If an error occurs during parsing, it will be passed as the first argument to the callback.

For example:

stew.select(dom, 'a[href][rel="author"]', function(err,nodeset) {
  if(err) {
    console.error(err);
  } else {
    console.log(nodeset);
  }
});

stew.select_first(dom,selector)

This variation of select_first accepts a DOM object (generated by node-htmlparser) and string containing CSS selector and returns the first DOM node that matches the selector.

var title_tag = stew.select(dom, 'head title');

stew.select_first(html,selector,callback)

This variation of select_first accepts a string containing HTML, a string containing a CSS selector and a callback method (with the signature callback(err,node)) and passes the first matching DOM node to the callback.

The HTML is parsed using node-htmlparser, if available.

If an error occurs during parsing, it will be passed as the first argument to the callback.

For example:

stew.select_first(dom, 'html title', function(err,title_tag) {
  if(err) {
    console.error(err);
  } else {
    console.log(domutil.to_text(title_tag));
  }
});

DOMUtil

domutil.parse_html(html,callback)

parse_html accepts a string of HTML and a callback method (with the signature callback(err,node)). The HTML is parsed and the corresponding DOM node will be passed to the callback function.

If html contains more than one "root" node, an array of DOM nodes will be passed to the callback function.

The HTML is parsed using node-htmlparser, if available.

If an error occurs during parsing, it will be passed as the first argument to the callback.

For example, the JavaScript snippet:

var html = '<div>First doc</div> <span><i>Second</i> doc</span>';

domutil.parse_html( html, function(err,dom) {
  if(err) {
    console.error(err);
  } else {
    console.log(dom.length);
  }
});

will output 2, and

var html = '<body>Only doc</body>';

domutil.parse_html( html, function(err,dom) {
  if(err) {
    console.error(err);
  } else {
    console.log(dom.name);
  }
});

will output body.

domutil.to_text(node)

to_text accepts a DOM node and returns a string containing the text content of node or node's descendants.

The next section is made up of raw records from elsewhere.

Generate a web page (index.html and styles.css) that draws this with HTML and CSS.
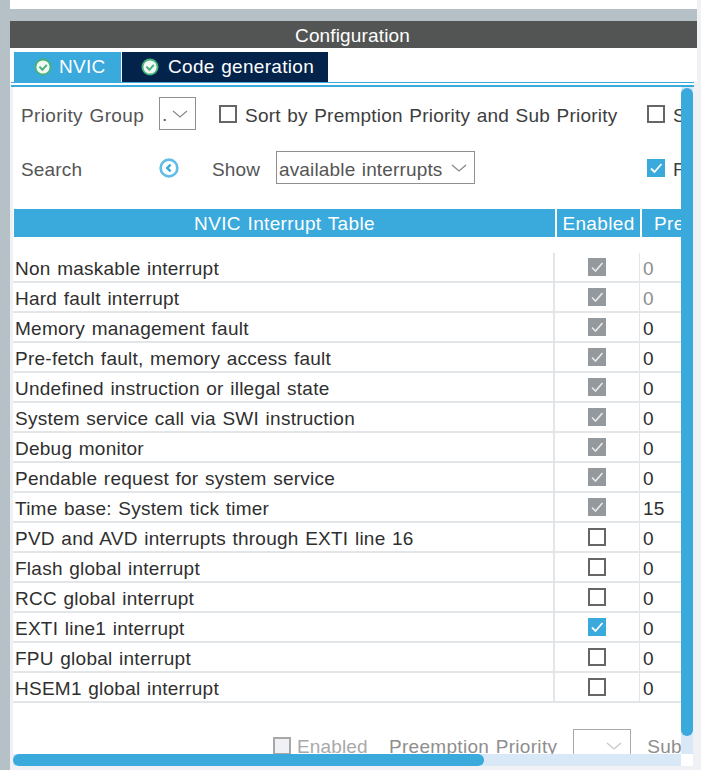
FILE: index.html
```html
<!DOCTYPE html>
<html>
<head>
  <title>Configuration</title>
  <link rel="stylesheet" href="styles.css">
</head>
<body>
  <div class="rail"></div>
  <div class="panel">
    <div class="top-strip"></div>
    <div class="band"></div>
    <div class="title">Configuration</div>
    <div class="tabs">
      <div class="tab tab-on">
        <svg class="ok" viewBox="0 0 18 18"><circle cx="9" cy="9" r="8.5" fill="#45b27a"/><circle cx="9" cy="9" r="6.6" fill="#f2f9f5"/><path d="M5.4 8.6l3 3.2 4.4-5" fill="none" stroke="#45b27a" stroke-width="2"/></svg>
        NVIC
      </div>
      <div class="tab tab-off">
        <svg class="ok ok-code" viewBox="0 0 18 18"><circle cx="9" cy="9" r="8.5" fill="#45b27a"/><circle cx="9" cy="9" r="6.6" fill="#f2f9f5"/><path d="M5.4 8.6l3 3.2 4.4-5" fill="none" stroke="#45b27a" stroke-width="2"/></svg>
        Code generation
      </div>
    </div>
    <div class="rule"></div>

    <div class="work">
      <div class="view">
        <div class="tools tools-first">
          <span class="label label-group">Priority Group</span>
          <span class="select select-small"><span class="dot">.</span><svg class="chev" viewBox="0 0 16 8"><path d="M1 1l7 6 7-6" fill="none" stroke="#8a8a8a" stroke-width="1.3"/></svg></span>
          <span class="box box-sort"></span>
          <span class="label-dark label-sort">Sort by Premption Priority and Sub Priority</span>
          <span class="box"></span>
          <span class="label-dark label-cut">S</span>
        </div>
        <div class="tools tools-second">
          <span class="label label-search">Search</span>
          <svg class="search-icon" viewBox="0 0 20 20"><circle cx="10" cy="10" r="8.4" fill="#fff" stroke="#62bce6" stroke-width="2.6"/><path d="M11.6 6.6L8.2 10l3.4 3.4" fill="none" stroke="#3aa9dc" stroke-width="2.4"/></svg>
          <span class="label label-show">Show</span>
          <span class="select select-wide"><span class="select-text">available interrupts</span><svg class="chev" viewBox="0 0 16 8"><path d="M1 1l7 6 7-6" fill="none" stroke="#8a8a8a" stroke-width="1.3"/></svg></span>
          <span class="box box-on box-filter"><svg viewBox="0 0 18 18"><path d="M4 9.5l3.5 3.5 7-8" fill="none" stroke="#fff" stroke-width="1.8"/></svg></span>
          <span class="label-dark label-cut">F</span>
        </div>

        <div class="thead">
          <div class="th th-name">NVIC Interrupt Table</div>
          <div class="th th-on">Enabled</div>
          <div class="th th-pre">Preemption</div>
        </div>

        <div class="tbody">
          <div class="row"><div class="c-name">Non maskable interrupt</div><div class="c-on"><span class="box box-off"><svg viewBox="0 0 18 18"><path d="M4 9.5l3.5 3.5 7-8" fill="none" stroke="#e8eaeb" stroke-width="1.6"/></svg></span></div><div class="c-pre muted">0</div></div>
          <div class="row"><div class="c-name">Hard fault interrupt</div><div class="c-on"><span class="box box-off"><svg viewBox="0 0 18 18"><path d="M4 9.5l3.5 3.5 7-8" fill="none" stroke="#e8eaeb" stroke-width="1.6"/></svg></span></div><div class="c-pre muted">0</div></div>
          <div class="row"><div class="c-name">Memory management fault</div><div class="c-on"><span class="box box-off"><svg viewBox="0 0 18 18"><path d="M4 9.5l3.5 3.5 7-8" fill="none" stroke="#e8eaeb" stroke-width="1.6"/></svg></span></div><div class="c-pre">0</div></div>
          <div class="row"><div class="c-name">Pre-fetch fault, memory access fault</div><div class="c-on"><span class="box box-off"><svg viewBox="0 0 18 18"><path d="M4 9.5l3.5 3.5 7-8" fill="none" stroke="#e8eaeb" stroke-width="1.6"/></svg></span></div><div class="c-pre">0</div></div>
          <div class="row"><div class="c-name">Undefined instruction or illegal state</div><div class="c-on"><span class="box box-off"><svg viewBox="0 0 18 18"><path d="M4 9.5l3.5 3.5 7-8" fill="none" stroke="#e8eaeb" stroke-width="1.6"/></svg></span></div><div class="c-pre">0</div></div>
          <div class="row"><div class="c-name">System service call via SWI instruction</div><div class="c-on"><span class="box box-off"><svg viewBox="0 0 18 18"><path d="M4 9.5l3.5 3.5 7-8" fill="none" stroke="#e8eaeb" stroke-width="1.6"/></svg></span></div><div class="c-pre">0</div></div>
          <div class="row"><div class="c-name">Debug monitor</div><div class="c-on"><span class="box box-off"><svg viewBox="0 0 18 18"><path d="M4 9.5l3.5 3.5 7-8" fill="none" stroke="#e8eaeb" stroke-width="1.6"/></svg></span></div><div class="c-pre">0</div></div>
          <div class="row"><div class="c-name">Pendable request for system service</div><div class="c-on"><span class="box box-off"><svg viewBox="0 0 18 18"><path d="M4 9.5l3.5 3.5 7-8" fill="none" stroke="#e8eaeb" stroke-width="1.6"/></svg></span></div><div class="c-pre">0</div></div>
          <div class="row"><div class="c-name">Time base: System tick timer</div><div class="c-on"><span class="box box-off"><svg viewBox="0 0 18 18"><path d="M4 9.5l3.5 3.5 7-8" fill="none" stroke="#e8eaeb" stroke-width="1.6"/></svg></span></div><div class="c-pre">15</div></div>
          <div class="row"><div class="c-name">PVD and AVD interrupts through EXTI line 16</div><div class="c-on"><span class="box"></span></div><div class="c-pre">0</div></div>
          <div class="row"><div class="c-name">Flash global interrupt</div><div class="c-on"><span class="box"></span></div><div class="c-pre">0</div></div>
          <div class="row"><div class="c-name">RCC global interrupt</div><div class="c-on"><span class="box"></span></div><div class="c-pre">0</div></div>
          <div class="row"><div class="c-name">EXTI line1 interrupt</div><div class="c-on"><span class="box box-on"><svg viewBox="0 0 18 18"><path d="M4 9.5l3.5 3.5 7-8" fill="none" stroke="#fff" stroke-width="1.8"/></svg></span></div><div class="c-pre">0</div></div>
          <div class="row"><div class="c-name">FPU global interrupt</div><div class="c-on"><span class="box"></span></div><div class="c-pre">0</div></div>
          <div class="row"><div class="c-name">HSEM1 global interrupt</div><div class="c-on"><span class="box"></span></div><div class="c-pre">0</div></div>
        </div>

        <div class="tools tools-last">
          <span class="box box-dim"></span>
          <span class="dim dim-enabled">Enabled</span>
          <span class="dim-dark">Preemption Priority</span>
          <span class="select select-dim"><svg class="chev" viewBox="0 0 16 8"><path d="M1 1l7 6 7-6" fill="none" stroke="#c4c8cb" stroke-width="1.3"/></svg></span>
          <span class="dim-dark dim-sub">Sub Priority</span>
        </div>
      </div>

      <div class="vbar"><div class="vthumb"></div></div>
      <div class="hbar"><div class="hthumb"></div></div>
      <div class="corner"></div>
    </div>
  </div>
</body>
</html>
```

FILE: styles.css
```css
* {
  margin: 0;
  padding: 0;
  box-sizing: border-box;
}

body {
  font-family: "Liberation Sans", Arial, sans-serif;
  font-size: 19px;
  letter-spacing: 0.15px;
  word-spacing: 1px;
  color: #333;
  background-color: #eff1f4;
  display: flex;
  height: 770px;
  overflow: hidden;
}

.rail {
  width: 10px;
  background-color: #b6c1c7;
}

.panel {
  width: 687px;
}

.top-strip {
  height: 9px;
  background-color: white;
}

.band {
  height: 12px;
  background-color: #b6c1c7;
}

.title {
  height: 27px;
  padding-right: 2px;
  line-height: 29px;
  text-align: center;
  color: white;
  background-color: #535554;
}

.tabs {
  display: flex;
  gap: 1px;
  height: 34px;
  padding: 4px 0 0 4px;
  background-color: white;
}

.tab {
  display: flex;
  align-items: center;
  height: 30px;
  color: white;
  font-size: 19px;
  letter-spacing: 0.3px;
}

.tab-on {
  width: 107px;
  padding-left: 20px;
  background-color: #3aa9dc;
}

.tab-off {
  width: 206px;
  padding-left: 19px;
  background-color: #03234b;
}

.ok {
  width: 18px;
  height: 18px;
  margin-right: 7px;
}

.ok-code {
  margin-right: 9px;
}

.rule {
  height: 5px;
  background-color: white;
  border-top: 1px solid #3aa9dc;
  border-bottom: 2px solid #3aa9dc;
  margin-left: 1px;
  margin-right: 3px;
}

.work {
  display: grid;
  grid-template-columns: 668px 12px;
  grid-template-rows: 667px 12px;
  width: 680px;
  margin-left: 3px;
  background-color: white;
}

.view {
  overflow: hidden;
  position: relative;
  white-space: nowrap;
}

.vbar {
  background-color: #d8e8f6;
  padding-top: 1px;
}

.vthumb {
  height: 648px;
  background-color: #3aa9dc;
  border-radius: 6px;
}

.hbar {
  background-color: #d8e8f6;
}

.hthumb {
  width: 471px;
  height: 12px;
  background-color: #3aa9dc;
  border-radius: 6px;
}

.corner {
  background-color: white;
}

.tools {
  display: flex;
  align-items: center;
  height: 33px;
}

.tools > * {
  flex: none;
}

.tools-first {
  margin-top: 10px;
  padding-left: 8px;
}

.tools-second {
  margin-top: 21px;
  padding-left: 8px;
}

.label {
  color: #555;
  padding-top: 4px;
}

.label-group {
  width: 138px;
  letter-spacing: 0.35px;
}

.label-search {
  width: 138px;
}

.label-show {
  margin-left: 33px;
  width: 64px;
}

.label-dark {
  color: #3d3d3d;
  padding-top: 4px;
}

.label-sort {
  width: 402px;
  margin-left: 8px;
  letter-spacing: 0.22px;
}

.label-cut {
  margin-left: 8px;
}

.select {
  display: flex;
  align-items: center;
  justify-content: space-between;
  height: 33px;
  padding: 0 7px 0 2px;
  border: 1px solid #8f8f8f;
  color: #555;
}

.select-text {
  padding-top: 4px;
}

.dot {
  padding-top: 2px;
}

.select-small {
  width: 37px;
}

.select-wide {
  width: 199px;
}

.select-dim {
  width: 58px;
  margin-left: 16px;
  padding-right: 8px;
  justify-content: flex-end;
  border-color: #a9a9a9;
}

.chev {
  width: 16px;
  height: 8px;
}

.search-icon {
  width: 20px;
  height: 20px;
}

.box {
  display: inline-block;
  flex: none;
  width: 18px;
  height: 18px;
  border: 2px solid #666;
  background-color: white;
}

.box svg {
  display: block;
  width: 18px;
  height: 18px;
}

.box-sort {
  margin-left: 23px;
}

.box-on {
  border: none;
  background-color: #3aa9dc;
}

.box-off {
  border: none;
  background-color: #94999d;
}

.box-filter {
  margin-left: 172px;
}

.box-dim {
  border-color: #a8a8a8;
  background-color: #eff1f4;
}

.thead {
  display: flex;
  height: 28px;
  margin-top: 25px;
  margin-left: 1px;
  color: white;
  text-align: center;
  line-height: 30px;
  letter-spacing: 0.35px;
  overflow: hidden;
}

.th {
  background-color: #3aa9dc;
  flex: none;
}

.th-name {
  width: 541px;
}

.th-on {
  width: 83px;
  margin-left: 2px;
}

.th-pre {
  width: 120px;
  margin-left: 2px;
  text-align: left;
  padding-left: 12px;
}

.tbody {
  margin-top: 16px;
}

.row {
  display: flex;
  height: 30px;
  border-bottom: 2px solid #e3e6e9;
}

.c-name {
  width: 542px;
  padding-left: 2px;
  line-height: 32px;
  letter-spacing: 0.25px;
  border-right: 2px solid #e3e6e9;
  color: #2f2f2f;
}

.c-on {
  display: flex;
  align-items: center;
  justify-content: center;
  width: 85px;
  border-right: 1px solid #e3e6e9;
}

.c-pre {
  padding-left: 3px;
  line-height: 32px;
  color: #2f2f2f;
}

.muted {
  color: #8e8e8e;
}

.tools-last {
  margin-top: 26px;
  padding-left: 260px;
}

.dim {
  color: #a9a9a9;
  padding-top: 2px;
}

.dim-enabled {
  margin-left: 6px;
  width: 92px;
}

.dim-dark {
  color: #8e8e8e;
  padding-top: 2px;
  letter-spacing: 0.3px;
}

.dim-sub {
  margin-left: 16px;
}
```
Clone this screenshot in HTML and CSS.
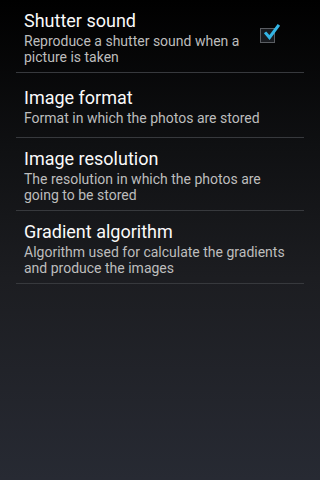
FILE: index.html
```html
<!DOCTYPE html>
<html lang="en">
<head>
    <meta charset="UTF-8">
    <meta name="viewport" content="width=device-width, initial-scale=1.0">
    <title>Settings</title>
    <link rel="stylesheet" href="styles.css">
</head>
<body>
    <ul class="pref-list">
        <li class="pref">
            <div class="pref-text">
                <div class="pref-title">Shutter sound</div>
                <div class="pref-summary">Reproduce a shutter sound when a picture is taken</div>
            </div>
            <div class="pref-widget">
                <span class="checkbox checked">
                    <svg viewBox="0 0 20 20" width="20" height="20">
                        <path d="M5 10.5 L8.5 14.5 L17 3" fill="none" stroke="#33b5e5" stroke-width="3" stroke-linecap="square"/>
                    </svg>
                </span>
            </div>
        </li>
        <li class="pref">
            <div class="pref-text">
                <div class="pref-title">Image format</div>
                <div class="pref-summary">Format in which the photos are stored</div>
            </div>
        </li>
        <li class="pref">
            <div class="pref-text">
                <div class="pref-title">Image resolution</div>
                <div class="pref-summary">The resolution in which the photos are going to be stored</div>
            </div>
        </li>
        <li class="pref">
            <div class="pref-text">
                <div class="pref-title">Gradient algorithm</div>
                <div class="pref-summary">Algorithm used for calculate the gradients and produce the images</div>
            </div>
        </li>
    </ul>
</body>
</html>
```

FILE: styles.css
```css
* {
    margin: 0;
    padding: 0;
    box-sizing: border-box;
}

html, body {
    height: 100%;
}

body {
    background: linear-gradient(180deg, #000 0%, #0f1012 30%, #1c1d21 58%, #272a33 100%);
    color: #fff;
    font-family: Roboto, "Noto Sans", sans-serif;
}

.pref-list {
    list-style: none;
    margin: 0 16px;
}

.pref {
    display: flex;
    align-items: center;
    min-height: 65px;
    padding: 8px 0 7px 8px;
    border-bottom: 1px solid #37393d;
}

.pref-text {
    flex: 1;
    display: flex;
    flex-direction: column;
    justify-content: center;
    padding-right: 6px;
}

.pref-title {
    font-size: 18px;
    line-height: 25px;
    color: #fafafa;
}

.pref-summary {
    font-size: 14px;
    line-height: 16px;
    color: #bdbdbd;
}

.pref-widget {
    width: 32px;
    margin: 0 21px 0 0;
    display: flex;
    justify-content: center;
    align-self: flex-start;
    padding-top: 20px;
}

/* holo style checkbox */
.checkbox {
    position: relative;
    display: block;
    width: 15px;
    height: 15px;
    border: 1px solid #5a5d62;
    background: rgba(40, 44, 50, 0.6);
}

.checkbox svg {
    position: absolute;
    left: 0;
    top: -6px;
}
```
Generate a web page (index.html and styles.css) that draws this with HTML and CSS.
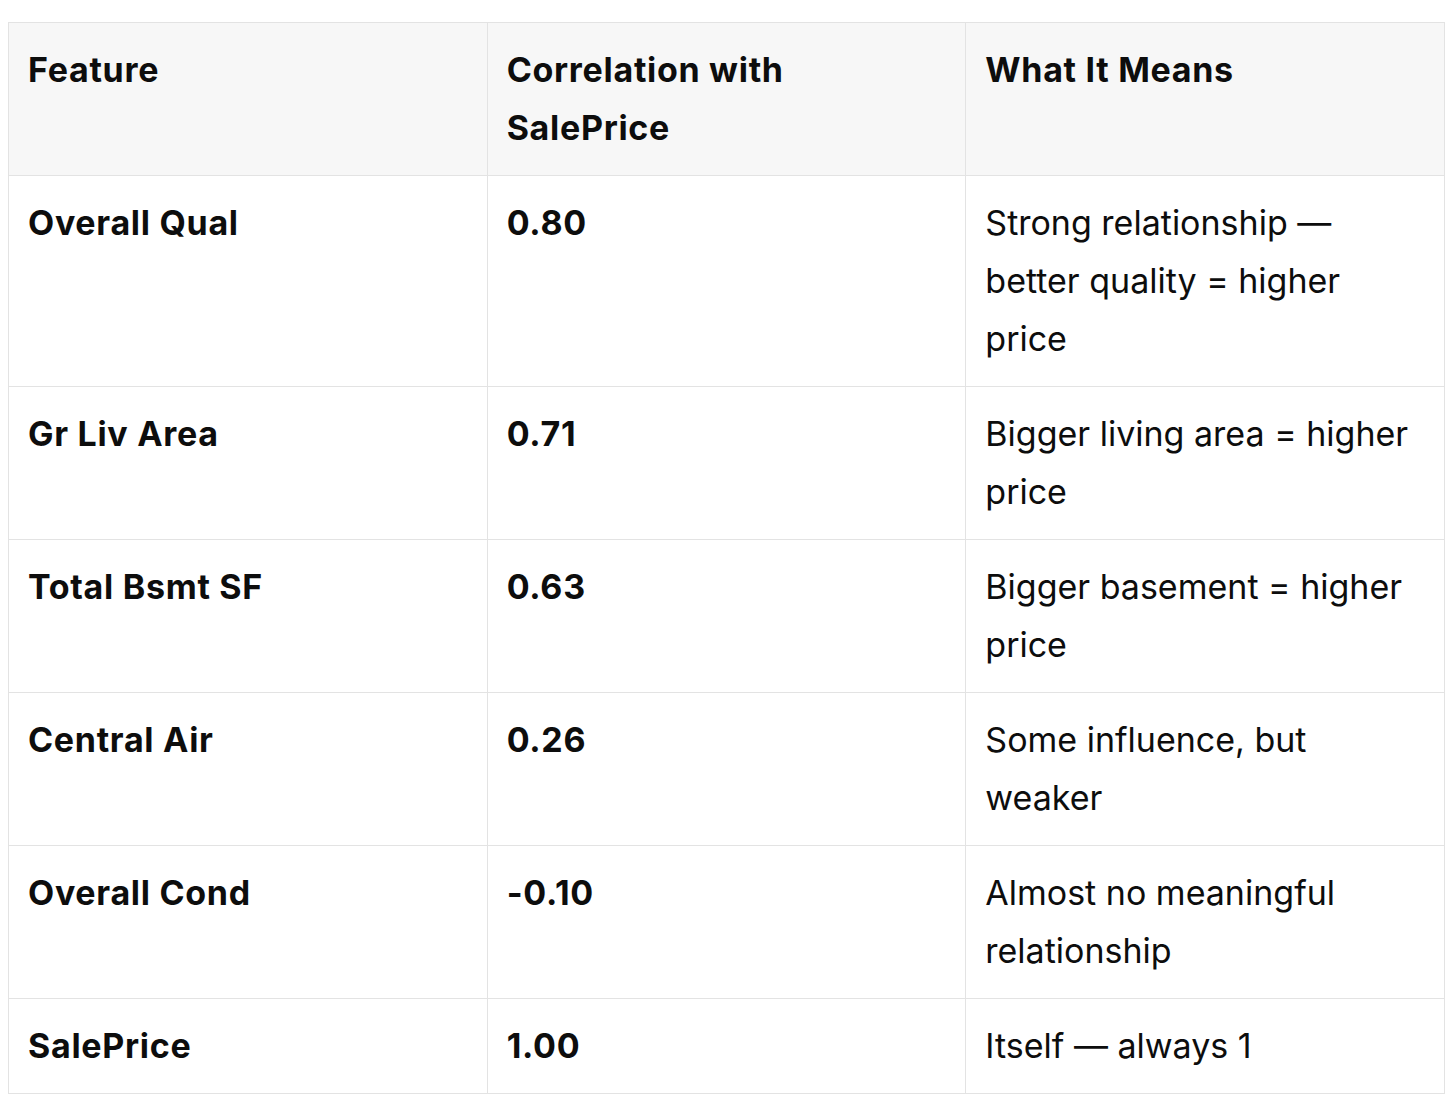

For example, the JavaScript snippet:

var html = '<span>This example has <b>bold</b> and <i>italic</i> text.</span>';

domutil.parse_html( html, function(err,dom) {
  if(err) {
    console.error(err);
  } else {
    console.log(domutil.to_text(dom));
  }
});

will print:

This example has bold and italic text.

domutil.to_text(node,accept)

This variant of to_text accepts a DOM node and boolean valued filter (with the signature accept(node)) and returns a string containing the text content any of node or node's descendants for which accept(node) returns true

For example, the JavaScript snippet:

var html = '<span>This example has <b>bold</b> and <i>italic</i> text.</span>';
var not_italic = function(node) {
  return node.type != 'tag' || node.name != 'i';\
}

domutil.parse_html( html, function(err,dom) {
  if(err) {
    console.error(err);
  } else {
    console.log(domutil.to_text(dom,not_italic));
  }
});

will print:

This example has bold and  text.

domutil.to_html(node)

to_html accepts a DOM node and returns a string containing an HTML representation of the node and its children.

For example, the JavaScript snippet:

var html = '<span>This example has <b>bold</b> and <i>italic</i> text.</span>';

domutil.parse_html( html, function(err,dom) {
  if(err) {
    console.error(err);
  } else {
    console.log(domutil.to_html(dom));
  }
});

will print:

<span>This example has <b>bold</b> and <i>italic</i> text.</span>

domutil.inner_html(node)

inner_html accepts a DOM node and returns a string containing an HTML representation of node's children.

For example, the JavaScript snippet:

var html = '<span>This example has <b>bold</b> and <i>italic</i> text.</span>';

domutil.parse_html( html, function(err,dom) {
  if(err) {
    console.error(err);
  } else {
    console.log(domutil.inner_html(dom));
  }
});

will print:

This example has <b>bold</b> and <i>italic</i> text.

  1. Although it probably wouldn't be difficult to make Stew work in a browser context, we haven't had any need for that, and so we haven't (yet) attempted to do it. Drop us a note if this is something you'd like to see Stew support.